The Bread Cartel – Unprecedented Criminal Punishment

  • On January 13, 2016 the district court of Jerusalem imposed jail sentences on two of the participants in a cartel between industrial bread bakeries which covered about 90% of the market for price-supervised bread in Israel.
  • The verdict followed a partial admission of some of facts by the convicted participants. According to the District Court's decision, the bread bakeries came to an agreement to cease price wars (by way of sales promotions) that erupted on the background of a longsettled practice to avoid competition on existing customers and limit competition to new customers only.

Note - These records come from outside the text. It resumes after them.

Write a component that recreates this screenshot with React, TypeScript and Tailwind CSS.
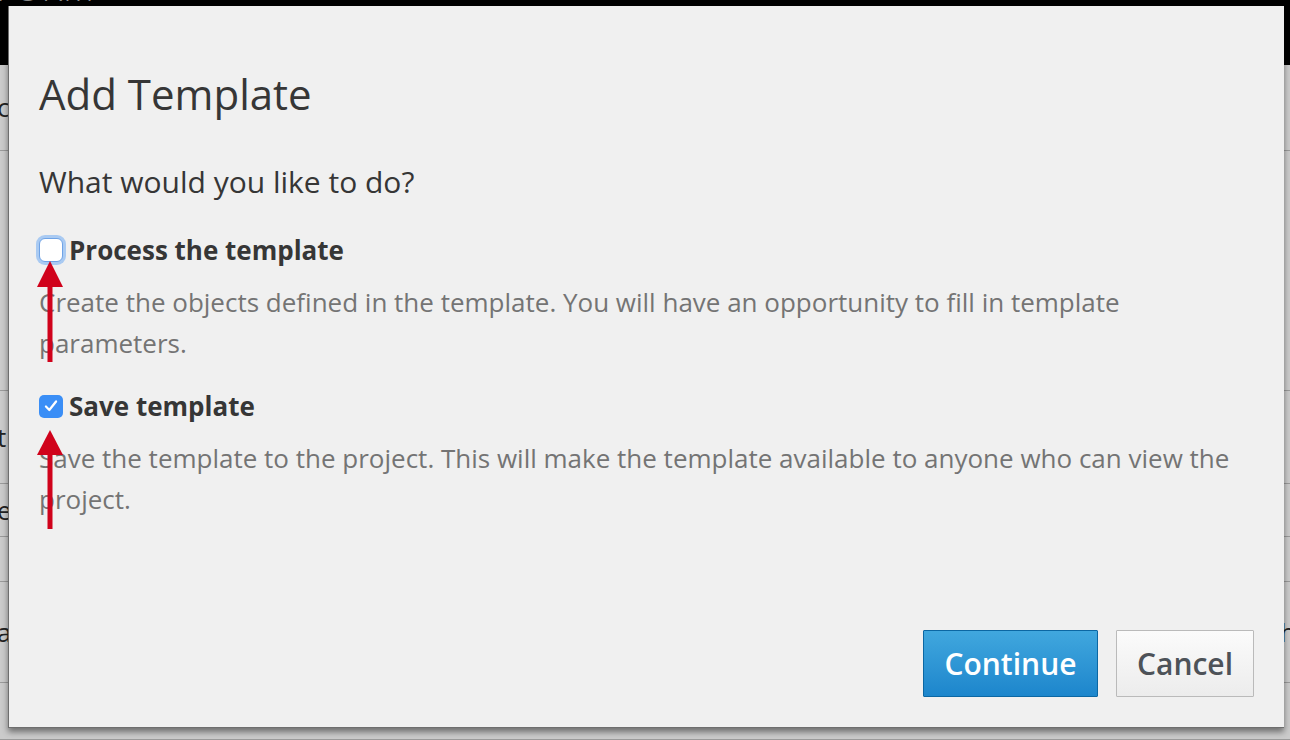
import React from 'react';

const rows = [
  { h: 86, left: 'c', right: '' },
  { h: 240, left: '', right: '' },
  { h: 93, left: 't', right: '' },
  { h: 53, left: 'e', right: '' },
  { h: 45, left: '', right: '' },
  { h: 101, left: 'a', right: 'h' },
  { h: 57, left: '', right: '' },
];

function Checkbox({ checked }: { checked: boolean }) {
  if (checked) {
    return (
      <span className="flex h-[23px] w-[24px] shrink-0 items-center justify-center rounded-[5px] bg-[#3a8ef6]">
        <svg viewBox="0 0 16 16" className="h-[18px] w-[18px]" fill="none" stroke="white" strokeWidth="2" strokeLinecap="round" strokeLinejoin="round">
          <path d="M3.5 8.5l3 3 6-7.5" />
        </svg>
      </span>
    );
  }
  return (
    <span className="flex h-[24px] w-[24px] shrink-0 rounded-[6px] border-[1.5px] border-[#6fa3e6] bg-white shadow-[0_0_0_3px_#a9caf2]" />
  );
}

function Option({ checked, label, text, className }: { checked: boolean; label: string; text: string; className: string }) {
  return (
    <div className={className}>
      <div className="flex items-center gap-[6px]">
        <Checkbox checked={checked} />
        <span className="text-[26px] font-bold leading-[26px] text-[#363636]">{label}</span>
      </div>
      <p className="mt-[19px] text-[26px] leading-[41px] text-[#747474]">{text}</p>
    </div>
  );
}

export default function App() {
  return (
    <div className="relative h-[740px] w-[1290px] overflow-hidden bg-[#cbcbcb] font-['Open_Sans',sans-serif]">
      {/* page behind the backdrop */}
      <div className="h-[65px] overflow-hidden bg-black">
        <div className="-ml-[84px] -mt-[30px] text-[36px] font-light leading-[36px] text-[#8a8a8a]">PLATFORM</div>
      </div>
      {rows.map((row, i) => (
        <div key={i} style={{ height: row.h }} className="flex items-center justify-between border-b border-[#9a9a9a] text-[26px] text-[#222]">
          <span className="-ml-[3px]">{row.left}</span>
          <span className="-mr-[6px]">{row.right}</span>
        </div>
      ))}

      {/* modal */}
      <div className="absolute left-[8px] top-[6px] flex h-[722px] w-[1276px] flex-col border-b border-l border-[#6e6e6e] bg-[#f0f0f0] px-[30px] pb-[30px] pt-[67px] shadow-[0_4px_6px_rgba(0,0,0,0.45)]">
        <h1 className="text-[42px] font-normal leading-[42px] text-[#363636]">Add Template</h1>
        <p className="mt-[52px] text-[30px] leading-[30px] text-[#363636]">What would you like to do?</p>
        <Option
          className="mt-[40px]"
          checked={false}
          label="Process the template"
          text="Create the objects defined in the template. You will have an opportunity to fill in template parameters."
        />
        <Option
          className="mt-[29px]"
          checked
          label="Save template"
          text="Save the template to the project. This will make the template available to anyone who can view the project."
        />
        <div className="mt-auto flex justify-end gap-[18px]">
          <button className="h-[67px] w-[175px] rounded-[1px] border border-[#0b67a3] bg-gradient-to-b from-[#40a7de] to-[#1c86cc] text-[30px] font-semibold text-white">
            Continue
          </button>
          <button className="h-[67px] w-[138px] rounded-[1px] border border-[#bababa] bg-gradient-to-b from-[#fbfbfb] to-[#ececec] text-[30px] font-semibold text-[#4d5258]">
            Cancel
          </button>
        </div>
      </div>

      {/* red annotation arrows */}
      <svg className="pointer-events-none absolute left-0 top-0 h-[560px] w-[100px]" viewBox="0 0 100 560">
        <polygon points="50,261 37,287 63,287" fill="#d0021b" />
        <rect x="47.5" y="285" width="5" height="77" fill="#d0021b" />
        <polygon points="50,430 37,455 63,455" fill="#d0021b" />
        <rect x="47.5" y="453" width="5" height="76" fill="#d0021b" />
      </svg>
    </div>
  );
}
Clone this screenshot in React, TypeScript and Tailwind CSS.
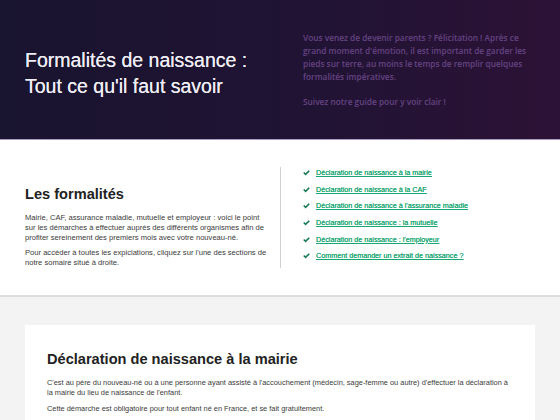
const links = [
  "Déclaration de naissance à la mairie",
  "Déclaration de naissance à la CAF",
  "Déclaration de naissance à l'assurance maladie",
  "Déclaration de naissance : la mutuelle",
  "Déclaration de naissance : l'employeur",
  "Comment demander un extrait de naissance ?",
];

function Check() {
  return (
    <svg viewBox="0 0 12 10" className="h-[6px] w-[7px] shrink-0 fill-[#167a53]">
      <path d="M0.3 5.2 L2.2 3.3 L4.4 5.5 L9.8 0.1 L11.7 2 L4.4 9.3 Z" />
    </svg>
  );
}

export default function App() {
  return (
    <div className="min-h-[420px] bg-[#f3f3f3] font-['Liberation_Sans',Arial,sans-serif]">
      <header className="flex h-[140px] border-b border-[#a99bc4] bg-gradient-to-r from-[#19142f] via-[#1f1333] to-[#2c1236]">
        <div className="flex w-[280px] flex-col justify-center pl-[25px] pt-[6px]">
          <h1 className="text-[19.5px] leading-[26px] text-[#efedf5] [text-shadow:0_0_0.4px_#efedf5]">
            Formalités de naissance :
            <br />
            Tout ce qu'il faut savoir
          </h1>
        </div>
        <div className="flex flex-1 flex-col justify-center pl-[23px] pr-[28px] pt-[2px] font-['Open_Sans',sans-serif] text-[8.3px] font-semibold leading-[12.7px] text-[#654383]">
          <p>
            Vous venez de devenir parents ? Félicitation ! Après ce grand moment d'émotion, il est important de garder les
            pieds sur terre, au moins le temps de remplir quelques formalités impératives.
          </p>
          <p className="mt-[12.7px]">Suivez notre guide pour y voir clair !</p>
        </div>
      </header>

      <section className="flex h-[157px] border-b-2 border-[#dedede] bg-white">
        <div className="w-[280px] pl-[25px] pr-[11px] pt-[44px]">
          <h2 className="text-[14.6px] font-bold leading-[20px] text-[#222]">Les formalités</h2>
          <p className="mt-[9px] text-[7.6px] leading-[9.8px] text-[#3a3a3a]">
            Mairie, CAF, assurance maladie, mutuelle et employeur : voici le point sur les démarches à effectuer auprès des
            différents organismes afin de profiter sereinement des premiers mois avec votre nouveau-né.
          </p>
          <p className="mt-[6px] text-[7.6px] leading-[9.8px] text-[#3a3a3a]">
            Pour accéder à toutes les expiciations, cliquez sur l'une des sections de notre somaire situé à droite.
          </p>
        </div>
        <div className="my-[27px] flex-1 border-l border-[#d0d0d0] pl-[22px] pt-[1px]">
          <ul className="flex flex-col gap-[6.7px]">
            {links.map((l) => (
              <li key={l} className="flex items-center gap-[6px]">
                <Check />
                <a
                  href="#"
                  className="text-[7.2px] leading-[10px] text-[#1ca673] underline underline-offset-[1px] [text-shadow:0_0_0.3px_#1ca673]"
                >
                  {l}
                </a>
              </li>
            ))}
          </ul>
        </div>
      </section>

      <div className="px-[25px] pt-[28px]">
        <article className="bg-white px-[22px] pt-[24px] pb-[20px]">
          <h2 className="text-[14.6px] font-bold leading-[20px] text-[#222]">Déclaration de naissance à la mairie</h2>
          <p className="mt-[9px] text-[7.4px] leading-[10.3px] text-[#3a3a3a]">
            C'est au père du nouveau-né ou à une personne ayant assisté à l'accouchement (médecin, sage-femme ou autre)
            d'effectuer la déclaration à la mairie du lieu de naissance de l'enfant.
          </p>
          <p className="mt-[5px] text-[7.4px] leading-[10.3px] text-[#3a3a3a]">
            Cette démarche est obligatoire pour tout enfant né en France, et se fait gratuitement.
          </p>
        </article>
      </div>
    </div>
  );
}
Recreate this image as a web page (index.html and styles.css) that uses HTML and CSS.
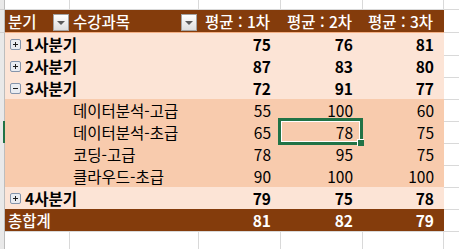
FILE: index.html
```html
<!DOCTYPE html>
<html lang="ko">
<head>
<meta charset="utf-8">
<title>피벗 테이블</title>
<link rel="stylesheet" href="styles.css">
</head>
<body>
<div class="sheet">
  <div class="row top">
    <div class="rh"></div><div class="g"></div><div class="g"></div><div class="g"></div><div class="g"></div><div class="g"></div><div class="gx"></div>
  </div>

  <div class="row head">
    <div class="rh"></div>
    <div class="c hc lab"><span>분기</span><span class="fb"><i></i></span></div>
    <div class="c hc lab lab-b"><span>수강과목</span><span class="fb"><i></i></span></div>
    <div class="c hc num">평균 : 1차</div>
    <div class="c hc num">평균 : 2차</div>
    <div class="c hc num">평균 : 3차</div>
    <div class="gx"></div>
  </div>

  <div class="row pv sub">
    <div class="rh"></div>
    <div class="c span2"><svg class="tg" width="11" height="11" viewBox="0 0 11 11"><rect x=".5" y=".5" width="10" height="10" rx="1.5" fill="#e9ecf1" stroke="#8494ab"/><path d="M3 5.5h5M5.5 3v5" stroke="#1f1f1f"/></svg><span>1사분기</span></div>
    <div class="c num">75</div><div class="c num">76</div><div class="c num">81</div>
    <div class="gx"></div>
  </div>

  <div class="row pv sub">
    <div class="rh"></div>
    <div class="c span2"><svg class="tg" width="11" height="11" viewBox="0 0 11 11"><rect x=".5" y=".5" width="10" height="10" rx="1.5" fill="#e9ecf1" stroke="#8494ab"/><path d="M3 5.5h5M5.5 3v5" stroke="#1f1f1f"/></svg><span>2사분기</span></div>
    <div class="c num">87</div><div class="c num">83</div><div class="c num">80</div>
    <div class="gx"></div>
  </div>

  <div class="row pv sub">
    <div class="rh"></div>
    <div class="c span2"><svg class="tg" width="11" height="11" viewBox="0 0 11 11"><rect x=".5" y=".5" width="10" height="10" rx="1.5" fill="#e9ecf1" stroke="#8494ab"/><path d="M3 5.5h5" stroke="#1f1f1f"/></svg><span>3사분기</span></div>
    <div class="c num">72</div><div class="c num">91</div><div class="c num">77</div>
    <div class="gx"></div>
  </div>

  <div class="row pv det">
    <div class="rh"></div>
    <div class="c"></div>
    <div class="c item">데이터분석-고급</div>
    <div class="c num">55</div><div class="c num">100</div><div class="c num">60</div>
    <div class="gx"></div>
  </div>

  <div class="row pv det">
    <div class="rh on"></div>
    <div class="c"></div>
    <div class="c item">데이터분석-초급</div>
    <div class="c num">65</div>
    <div class="c num selcell">78<span class="selbox"></span><span class="handle"></span></div>
    <div class="c num">75</div>
    <div class="gx"></div>
  </div>

  <div class="row pv det">
    <div class="rh"></div>
    <div class="c"></div>
    <div class="c item">코딩-고급</div>
    <div class="c num">78</div><div class="c num">95</div><div class="c num">75</div>
    <div class="gx"></div>
  </div>

  <div class="row pv det last">
    <div class="rh"></div>
    <div class="c"></div>
    <div class="c item">클라우드-초급</div>
    <div class="c num">90</div><div class="c num">100</div><div class="c num">100</div>
    <div class="gx"></div>
  </div>

  <div class="row pv sub">
    <div class="rh"></div>
    <div class="c span2"><svg class="tg" width="11" height="11" viewBox="0 0 11 11"><rect x=".5" y=".5" width="10" height="10" rx="1.5" fill="#e9ecf1" stroke="#8494ab"/><path d="M3 5.5h5M5.5 3v5" stroke="#1f1f1f"/></svg><span>4사분기</span></div>
    <div class="c num">79</div><div class="c num">75</div><div class="c num">78</div>
    <div class="gx"></div>
  </div>

  <div class="row pv tot">
    <div class="rh"></div>
    <div class="c span2 totlab">총합계</div>
    <div class="c num">81</div><div class="c num">82</div><div class="c num">79</div>
    <div class="gx"></div>
  </div>

  <div class="row blank">
    <div class="rh"></div><div class="g"></div><div class="g"></div><div class="g"></div><div class="g"></div><div class="g"></div><div class="gx"></div>
  </div>
</div>
</body>
</html>
```

FILE: styles.css
```css
* { box-sizing: border-box; }

html, body {
  margin: 0;
  padding: 0;
  background: #ffffff;
  overflow: hidden;
}

body {
  font-family: "Noto Sans CJK KR", "Malgun Gothic", "Noto Sans", sans-serif;
  font-size: 15.5px;
  color: #000000;
}

.sheet {
  display: flex;
  flex-direction: column;
}

.row {
  display: grid;
  grid-template-columns: 5px 65px 129px 82px 82px 81px 1fr;
}

.top { height: 10px; }
.head { height: 23px; }
.pv { height: 22px; }
.blank { height: 22px; }

.rh {
  background: #e9e9e9;
  border-right: 1px solid #bdbdbd;
  border-bottom: 1px solid #d0d0d0;
}

.rh.on {
  border-right: 2px solid #217346;
}

.g {
  border-right: 1px solid #d9d9d9;
  border-bottom: 1px solid #d9d9d9;
}

.gx {
  border-bottom: 1px solid #d9d9d9;
}

.c {
  line-height: 22px;
  white-space: nowrap;
  overflow: visible;
}

.num {
  text-align: right;
  padding-right: 10px;
}

/* header */
.hc {
  background: #843c0c;
  color: #ffffff;
  font-weight: 500;
  border-bottom: 1px solid #f4b084;
}

.hc.num { padding-right: 11px; }

.lab {
  display: flex;
  justify-content: space-between;
  align-items: flex-start;
  padding-left: 3px;
  padding-right: 1px;
}

.lab-b { padding-right: 2px; }

.fb {
  width: 16px;
  height: 17px;
  margin-top: 4px;
  border: 1px solid #a3a3a3;
  background: linear-gradient(#ffffff, #dedede);
  display: flex;
  align-items: center;
  justify-content: center;
}

.fb i {
  width: 0;
  height: 0;
  border-left: 4px solid transparent;
  border-right: 4px solid transparent;
  border-top: 4px solid #5b5b5b;
  margin-top: 1px;
}

/* subtotal rows */
.sub .c {
  background: #fce4d6;
  border-bottom: 1px solid #f4b084;
  font-weight: 700;
}

.span2 {
  grid-column: span 2;
}

.sub .span2 {
  display: flex;
  align-items: center;
  padding-left: 5px;
  gap: 4px;
}

.tg {
  display: block;
  flex: none;
}

/* detail rows */
.det .c {
  background: #f8cbad;
  border-bottom: 1px solid #fbe1d1;
}

.det.last .c {
  border-bottom-color: #f4b084;
}

.item {
  padding-left: 3px;
}

/* grand total */
.tot .c {
  background: #843c0c;
  color: #ffffff;
  font-weight: 700;
  border-bottom: 1px solid #d9d9d9;
}

.totlab {
  padding-left: 3px;
  font-weight: 500 !important;
}

/* active cell */
.selcell {
  position: relative;
}

.selbox {
  position: absolute;
  left: -3px;
  top: -3px;
  width: 85px;
  height: 27px;
  border: 3px solid #217346;
  box-shadow: inset 0 0 0 1px #ffffff;
}

.handle {
  position: absolute;
  left: 76px;
  top: 18px;
  width: 7px;
  height: 7px;
  background: #217346;
  border: 1px solid #ffffff;
  border-right: none;
  border-bottom: none;
}
```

  • A sentence of one year imprisonment was imposed on two of the participants – the CEO of one of the largest two bakeries in Israel as well as the owner of a smaller bakery. 6 months of community service were imposed on one of the bakeries' VP marketing, who was not sent to jail due to "highly exceptional circumstances" pertaining to his family. The case continues to be heard in the district court of Jerusalem with respect to other defendants.
  • This decision sets the sanctions bar even higher than before for cartels, and shows that cartel enforcement and the risks involved in cartels have not decreased in the least.